Affirming heaven requires new ways of understanding science and reality. Fritjof Capra's explanation of systems theory is a bridge to a more holistic understanding. He writes: “In science, the language of systems theory, and especially the theory of living systems, seems to provide the most appropriate formulation of the new ecological paradigm. Since living systems cover such a wide range of phenomena—individual organisms, social systems, and ecosystems—the theory provides a common framework and language for biology, psychology, medicine, economics, ecology, and many other sciences, a framework in which the so urgently needed ecological perspective is explicitly manifest.
“The conceptual framework of contemporary physics, and especially those aspects (suggesting a new metaphysics is needed), may be seen as a special case of the systems approach, dealing with nonliving systems and exploring the interface between nonliving and living systems. It is important to recognize, I believe, that in the new paradigm physics is no longer the model and source of metaphors for the other sciences. Even though the paradigm shift in physics is still of special interest, since it was the first to occur in modern science, physics has now lost its role as the science providing the most fundamental description of reality.
“I would now like to specify what I mean by the systems approach. To do so, I shall identify five criteria of systems thinking that, I claim, hold for all the sciences—the natural sciences, the humanities, and the social sciences. I shall formulate each criterion in terms of the shift from the old to the new paradigm, and I will illustrate the five criteria with examples from contemporary physics. However, since the criteria hold for all the sciences, I could equally well illustrate them with examples from biology, psychology, or economics.
“1. Shift from the part to the whole. In the old paradigm, it is believed that in any complex system the dynamics of the whole can be understood from the properties of the parts. The parts themselves cannot be analyzed any further, except by reducing them to still smaller parts. Indeed, physics has been progressing in that way, and at each step there has been a level of fundamental constituents that could not be analyzed any further.
“In the new paradigm, the relationship between the parts and the whole is reversed. The properties of the parts can be understood only from the dynamics of the whole. In fact, ultimately there are no parts at all. What we call a part is merely a pattern in an inseparable web of relationships. The shift from the part to the whole was the central aspect of the conceptual revolution of quantum physics in the 1920s.

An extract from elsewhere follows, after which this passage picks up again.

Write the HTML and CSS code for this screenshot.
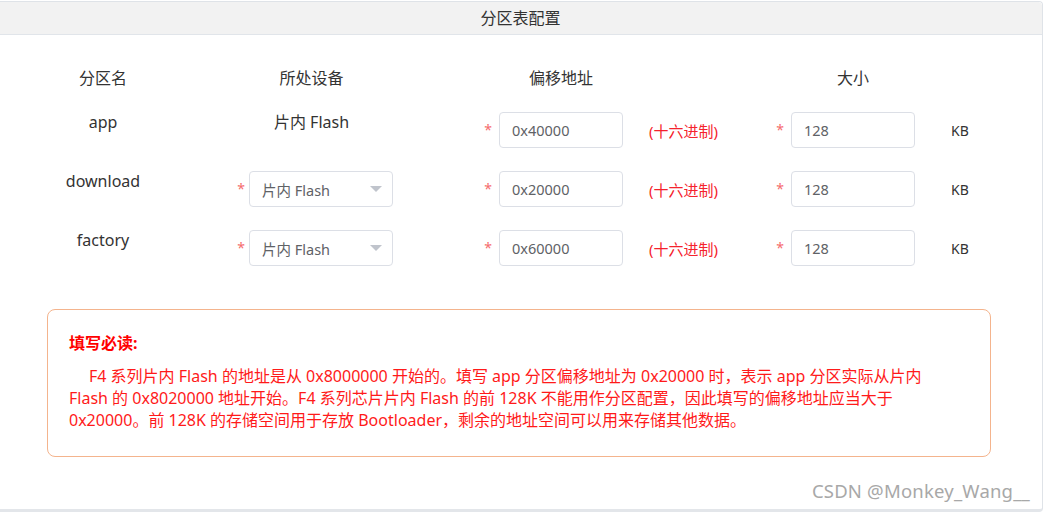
FILE: index.html
```html
<!DOCTYPE html>
<html lang="zh-CN">
<head>
    <meta charset="UTF-8">
    <title>分区表配置</title>
    <link rel="stylesheet" href="styles.css">
</head>
<body>
    <div class="panel">
        <div class="panel-header">分区表配置</div>

        <div class="panel-body">
            <div class="table">
                <!-- header -->
                <div class="th col-name">分区名</div>
                <div class="th col-device">所处设备</div>
                <div class="th col-offset">偏移地址</div>
                <div class="th col-size">大小</div>

                <!-- app -->
                <div class="cell col-name label">app</div>
                <div class="cell col-device label">片内 Flash</div>
                <div class="cell star s-offset">*</div>
                <div class="cell col-offset"><input class="input" value="0x40000"></div>
                <div class="cell hint">(十六进制)</div>
                <div class="cell star s-size">*</div>
                <div class="cell col-size"><input class="input" value="128"></div>
                <div class="cell unit">KB</div>

                <!-- download -->
                <div class="cell col-name label">download</div>
                <div class="cell star s-device">*</div>
                <div class="cell col-select">
                    <div class="select">片内 Flash<span class="arrow"></span></div>
                </div>
                <div class="cell star s-offset">*</div>
                <div class="cell col-offset"><input class="input" value="0x20000"></div>
                <div class="cell hint">(十六进制)</div>
                <div class="cell star s-size">*</div>
                <div class="cell col-size"><input class="input" value="128"></div>
                <div class="cell unit">KB</div>

                <!-- factory -->
                <div class="cell col-name label">factory</div>
                <div class="cell star s-device">*</div>
                <div class="cell col-select">
                    <div class="select">片内 Flash<span class="arrow"></span></div>
                </div>
                <div class="cell star s-offset">*</div>
                <div class="cell col-offset"><input class="input" value="0x60000"></div>
                <div class="cell hint">(十六进制)</div>
                <div class="cell star s-size">*</div>
                <div class="cell col-size"><input class="input" value="128"></div>
                <div class="cell unit">KB</div>
            </div>

            <div class="notice">
                <h3>填写必读:</h3>
                <p>F4 系列片内 Flash 的地址是从 0x8000000 开始的。填写 app 分区偏移地址为 0x20000 时，表示 app 分区实际从片内<br>Flash 的 0x8020000 地址开始。F4 系列芯片片内 Flash 的前 128K 不能用作分区配置，因此填写的偏移地址应当大于<br>0x20000。前 128K 的存储空间用于存放 Bootloader，剩余的地址空间可以用来存储其他数据。</p>
            </div>
        </div>

        <div class="watermark">CSDN @Monkey_Wang__</div>
    </div>
</body>
</html>
```

FILE: styles.css
```css
* {
    margin: 0;
    padding: 0;
    box-sizing: border-box;
    font-family: "Noto Sans", "Noto Sans CJK SC", sans-serif;
}

body {
    background: #fff;
    width: 1046px;
    height: 512px;
    overflow: hidden;
}

.panel {
    position: relative;
    width: 1045px;
    height: 511px;
    margin: 1px 0 0 -2px;
    border: 1px solid #dfe3e8;
    border-bottom: 3px solid #e3e6ea;
    border-radius: 0 4px 4px 0;
    background: #fff;
}

.panel-header {
    height: 33px;
    line-height: 32px;
    text-align: center;
    font-size: 16px;
    color: #333;
    background: #f2f2f2;
    border-bottom: 1px solid #e1e5ea;
    border-radius: 0 4px 0 0;
}

.panel-body {
    padding: 32px 0 0 49px;
}

/* partition table */
.table {
    display: grid;
    grid-template-columns: 110px 74px 17px 144px 85px 21px 124px 147px 21px 124px 80px;
    grid-template-rows: 22px 36px 36px 36px;
    row-gap: 23px;
    color: #333;
}

.th {
    font-size: 16px;
    line-height: 22px;
    text-align: center;
}

.th.col-name { grid-column: 1; }
.th.col-device { grid-column: 3 / 5; padding-right: 2px; }
.th.col-offset { grid-column: 7; }
.th.col-size { grid-column: 10; }

.cell {
    display: flex;
    align-items: center;
}

.cell.col-name { grid-column: 1; }
.cell.col-device { grid-column: 3 / 5; }
.s-device { grid-column: 3; }
.col-select { grid-column: 4; }
.s-offset { grid-column: 6; }
.cell.col-offset { grid-column: 7; }
.hint { grid-column: 8; }
.s-size { grid-column: 9; }
.cell.col-size { grid-column: 10; }
.unit { grid-column: 11; }

.label {
    align-items: flex-start;
    justify-content: center;
    font-size: 16px;
    line-height: 20px;
}

.cell.col-device.label {
    padding-right: 2px;
}

.star {
    justify-content: flex-end;
    padding-right: 7px;
    color: #f56c6c;
    font-size: 14px;
    padding-bottom: 2px;
}

.s-device {
    padding-right: 4px;
}

.input,
.select {
    width: 100%;
    height: 36px;
    border: 1px solid #dcdfe6;
    border-radius: 4px;
    padding: 0 12px;
    font-size: 14.5px;
    color: #606266;
    background: #fff;
    outline: none;
}

.select {
    display: flex;
    align-items: center;
    justify-content: space-between;
}

.arrow {
    width: 0;
    height: 0;
    margin-right: -2px;
    border-left: 6px solid transparent;
    border-right: 6px solid transparent;
    border-top: 6px solid #c0c4cc;
}

.hint {
    padding-left: 26px;
    font-size: 15px;
    color: #f5222d;
}

.unit {
    padding-left: 36px;
    font-size: 14px;
    color: #333;
}

/* notice */
.notice {
    width: 944px;
    height: 148px;
    margin: 43px 0 0 -1px;
    padding: 22px 21px 0 21px;
    border: 1px solid #f4b48d;
    border-radius: 8px;
    color: #ff1a1a;
}

.notice h3 {
    font-size: 16px;
    font-weight: bold;
    line-height: 22px;
    color: #f00;
}

.notice p {
    margin-top: 11px;
    font-size: 16px;
    line-height: 22px;
    text-indent: 20px;
}

.watermark {
    position: absolute;
    right: 12px;
    bottom: 6px;
    font-size: 18.5px;
    color: #a8a8a8;
    letter-spacing: 0.2px;
}
```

“2. Shift from structure to process. In the old paradigm, there are fundamental structures, and then there are forces and mechanisms through which these interact, thus giving rise to processes. In the new paradigm, every structure is seen as the manifestation of an underlying process. The entire web of relationships is intrinsically dynamic. The shift from structure to process is evident, for example, when we remember that mass in contemporary physics is no longer seen as measuring the fundamental substance but rather as a form of energy, that is, as measuring activity or processes.
“3. Shift from objective to ‘epistemic’ science. In the old paradigm, scientific descriptions are believed to be objective, that is, independent of the human observer and the process of knowing. In the new paradigm, it is believed that epistemology—the understanding of the process of knowledge—has to be included explicitly in the description of natural phenomena. This recognition entered into physics with Heisenberg and is closely related to the view of physical reality as a web of relationships. Whenever we isolate a pattern in this network and define it as a part, or an object, we do so by cutting through some of its connections to the rest of the network, and this may be done in different ways. As Heisenberg put it, ‘What we observe is not nature itself, but nature exposed to our method of questioning.’

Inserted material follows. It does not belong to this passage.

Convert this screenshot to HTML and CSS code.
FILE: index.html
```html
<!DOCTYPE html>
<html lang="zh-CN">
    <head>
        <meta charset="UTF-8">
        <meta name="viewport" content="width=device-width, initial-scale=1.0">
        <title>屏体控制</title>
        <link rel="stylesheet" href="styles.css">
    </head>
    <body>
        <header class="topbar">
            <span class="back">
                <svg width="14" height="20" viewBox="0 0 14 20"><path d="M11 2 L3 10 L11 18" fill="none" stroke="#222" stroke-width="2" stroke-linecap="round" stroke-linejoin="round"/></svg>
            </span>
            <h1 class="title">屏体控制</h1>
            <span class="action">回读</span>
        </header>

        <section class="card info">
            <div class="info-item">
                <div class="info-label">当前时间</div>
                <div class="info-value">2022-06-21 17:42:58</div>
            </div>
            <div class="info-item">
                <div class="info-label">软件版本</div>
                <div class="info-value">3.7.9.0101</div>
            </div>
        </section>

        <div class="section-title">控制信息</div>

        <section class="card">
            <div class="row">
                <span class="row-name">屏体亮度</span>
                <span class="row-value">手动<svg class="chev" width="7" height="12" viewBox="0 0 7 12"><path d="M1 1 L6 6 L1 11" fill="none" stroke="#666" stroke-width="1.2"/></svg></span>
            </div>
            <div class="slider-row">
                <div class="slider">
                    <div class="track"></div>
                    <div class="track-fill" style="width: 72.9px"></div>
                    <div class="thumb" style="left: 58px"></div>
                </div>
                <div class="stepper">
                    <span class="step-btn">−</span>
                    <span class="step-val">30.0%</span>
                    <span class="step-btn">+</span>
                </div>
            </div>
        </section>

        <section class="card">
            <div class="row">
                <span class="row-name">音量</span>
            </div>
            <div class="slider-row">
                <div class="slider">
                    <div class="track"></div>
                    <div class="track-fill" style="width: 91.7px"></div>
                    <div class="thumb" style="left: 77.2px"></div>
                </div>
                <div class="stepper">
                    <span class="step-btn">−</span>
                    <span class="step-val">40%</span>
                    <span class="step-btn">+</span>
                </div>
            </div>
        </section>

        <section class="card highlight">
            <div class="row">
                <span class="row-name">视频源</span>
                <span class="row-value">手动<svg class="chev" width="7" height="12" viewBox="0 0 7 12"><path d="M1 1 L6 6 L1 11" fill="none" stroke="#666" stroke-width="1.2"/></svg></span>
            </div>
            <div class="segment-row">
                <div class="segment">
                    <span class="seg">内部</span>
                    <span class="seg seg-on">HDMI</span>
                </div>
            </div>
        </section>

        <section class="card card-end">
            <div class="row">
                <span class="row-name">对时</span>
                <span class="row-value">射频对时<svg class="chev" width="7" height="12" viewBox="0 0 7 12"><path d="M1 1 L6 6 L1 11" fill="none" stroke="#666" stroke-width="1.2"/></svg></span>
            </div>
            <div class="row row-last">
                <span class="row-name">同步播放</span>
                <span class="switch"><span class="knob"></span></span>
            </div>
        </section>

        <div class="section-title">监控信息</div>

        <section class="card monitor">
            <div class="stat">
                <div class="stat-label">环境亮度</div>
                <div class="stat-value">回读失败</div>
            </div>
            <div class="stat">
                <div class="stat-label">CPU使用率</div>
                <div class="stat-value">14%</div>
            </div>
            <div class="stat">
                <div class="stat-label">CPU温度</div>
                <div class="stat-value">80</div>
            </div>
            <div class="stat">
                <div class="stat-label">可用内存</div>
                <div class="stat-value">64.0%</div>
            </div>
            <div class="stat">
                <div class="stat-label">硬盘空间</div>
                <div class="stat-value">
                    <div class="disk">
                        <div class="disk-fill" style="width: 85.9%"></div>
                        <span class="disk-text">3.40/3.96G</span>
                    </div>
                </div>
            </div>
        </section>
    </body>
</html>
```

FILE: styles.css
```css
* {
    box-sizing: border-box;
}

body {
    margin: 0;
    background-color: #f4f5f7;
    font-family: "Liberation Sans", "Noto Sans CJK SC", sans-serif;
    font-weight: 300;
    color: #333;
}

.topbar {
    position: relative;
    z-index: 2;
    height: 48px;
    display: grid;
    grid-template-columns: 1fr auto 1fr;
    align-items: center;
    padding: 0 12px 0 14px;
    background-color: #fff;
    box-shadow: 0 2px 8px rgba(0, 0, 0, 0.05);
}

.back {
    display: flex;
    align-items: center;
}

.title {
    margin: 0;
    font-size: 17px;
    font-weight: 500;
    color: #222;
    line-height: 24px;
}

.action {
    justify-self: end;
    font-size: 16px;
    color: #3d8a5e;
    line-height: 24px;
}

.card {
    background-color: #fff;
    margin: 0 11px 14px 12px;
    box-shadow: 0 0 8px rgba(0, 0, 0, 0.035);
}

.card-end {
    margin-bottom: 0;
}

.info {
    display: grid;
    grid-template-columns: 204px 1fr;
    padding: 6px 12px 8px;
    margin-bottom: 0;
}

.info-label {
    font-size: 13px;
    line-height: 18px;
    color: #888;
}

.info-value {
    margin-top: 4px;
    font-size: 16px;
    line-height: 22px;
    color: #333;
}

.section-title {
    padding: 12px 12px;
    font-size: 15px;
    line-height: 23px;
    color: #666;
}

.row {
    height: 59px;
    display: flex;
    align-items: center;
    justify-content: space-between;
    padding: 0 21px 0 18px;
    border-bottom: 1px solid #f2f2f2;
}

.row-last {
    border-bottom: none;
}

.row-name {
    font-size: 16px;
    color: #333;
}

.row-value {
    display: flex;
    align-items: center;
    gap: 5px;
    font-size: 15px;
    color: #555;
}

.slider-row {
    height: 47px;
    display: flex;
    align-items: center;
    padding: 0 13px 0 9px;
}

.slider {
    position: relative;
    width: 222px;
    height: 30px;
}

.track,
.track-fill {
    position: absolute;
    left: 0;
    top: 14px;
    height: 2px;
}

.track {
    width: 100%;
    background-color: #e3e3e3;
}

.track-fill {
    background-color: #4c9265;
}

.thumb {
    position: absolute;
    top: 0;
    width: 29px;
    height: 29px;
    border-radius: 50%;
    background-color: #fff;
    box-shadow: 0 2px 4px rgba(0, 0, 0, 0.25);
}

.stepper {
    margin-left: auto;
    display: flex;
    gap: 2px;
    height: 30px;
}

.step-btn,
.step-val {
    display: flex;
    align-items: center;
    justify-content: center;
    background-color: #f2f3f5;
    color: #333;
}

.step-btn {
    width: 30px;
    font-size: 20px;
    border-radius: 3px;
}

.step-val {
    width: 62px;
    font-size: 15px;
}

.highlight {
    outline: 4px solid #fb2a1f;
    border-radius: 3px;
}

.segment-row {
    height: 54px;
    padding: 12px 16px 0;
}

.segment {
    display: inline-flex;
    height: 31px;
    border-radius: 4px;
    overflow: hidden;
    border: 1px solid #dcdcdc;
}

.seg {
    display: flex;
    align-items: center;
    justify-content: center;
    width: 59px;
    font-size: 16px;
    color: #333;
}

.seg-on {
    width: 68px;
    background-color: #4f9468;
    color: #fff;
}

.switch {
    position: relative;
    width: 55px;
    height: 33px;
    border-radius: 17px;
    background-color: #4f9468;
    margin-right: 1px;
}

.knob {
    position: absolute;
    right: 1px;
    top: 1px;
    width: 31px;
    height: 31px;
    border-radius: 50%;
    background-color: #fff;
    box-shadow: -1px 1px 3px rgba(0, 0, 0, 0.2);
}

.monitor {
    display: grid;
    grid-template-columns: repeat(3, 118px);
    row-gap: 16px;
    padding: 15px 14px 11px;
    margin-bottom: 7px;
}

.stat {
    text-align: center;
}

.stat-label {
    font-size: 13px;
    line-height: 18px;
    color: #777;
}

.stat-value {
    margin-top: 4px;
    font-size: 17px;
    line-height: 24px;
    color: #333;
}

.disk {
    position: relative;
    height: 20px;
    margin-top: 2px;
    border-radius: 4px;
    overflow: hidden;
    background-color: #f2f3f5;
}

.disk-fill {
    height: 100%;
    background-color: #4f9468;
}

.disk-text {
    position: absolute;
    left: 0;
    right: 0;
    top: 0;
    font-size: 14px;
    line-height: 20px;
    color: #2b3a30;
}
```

“4. Shift from ‘building’ to ‘network’ as metaphor of knowledge. The metaphor of knowledge as a building has been used in Western science and philosophy for thousands of years. There are fundamental laws, fundamental principles, basic building blocks, and so on. The edifice of science must be built on firm foundations.
“In the new paradigm, the metaphor of knowledge as a building is being replaced by that of a network. Since we perceive reality as a network of relationships, our descriptions, too, form an interconnected network of concepts and models in which there are no foundations. Things exist by virtue of their mutually consistent relationships, and all of physics has to follow uniquely from the requirement that its components be consistent with one another and with themselves.
“Since there are no foundations in the network, the phenomena described by physics are not any more fundamental than those described, for example, by biology or psychology. They belong to different systems levels, but none of those levels is any more fundamental than the others.
“5. Shift from truth to approximate descriptions. Scientists do not deal with truth in the sense of a precise correspondence between the description and the described phenomena. They deal with limited and approximate descriptions of reality. Heisenberg wrote in Physics and Philosophy, ‘The often discussed lesson that has been learned from modern physics (is) that every word or concept, clear as it may seem to be, has only a limited range of applicability.’
Fritjof Capra, “Systems Theory and the New Paradigm” in Carolyn Merchant, editor, Ecology: Key Concepts in Critical Theory (Humanities Press, 1994), 334-341.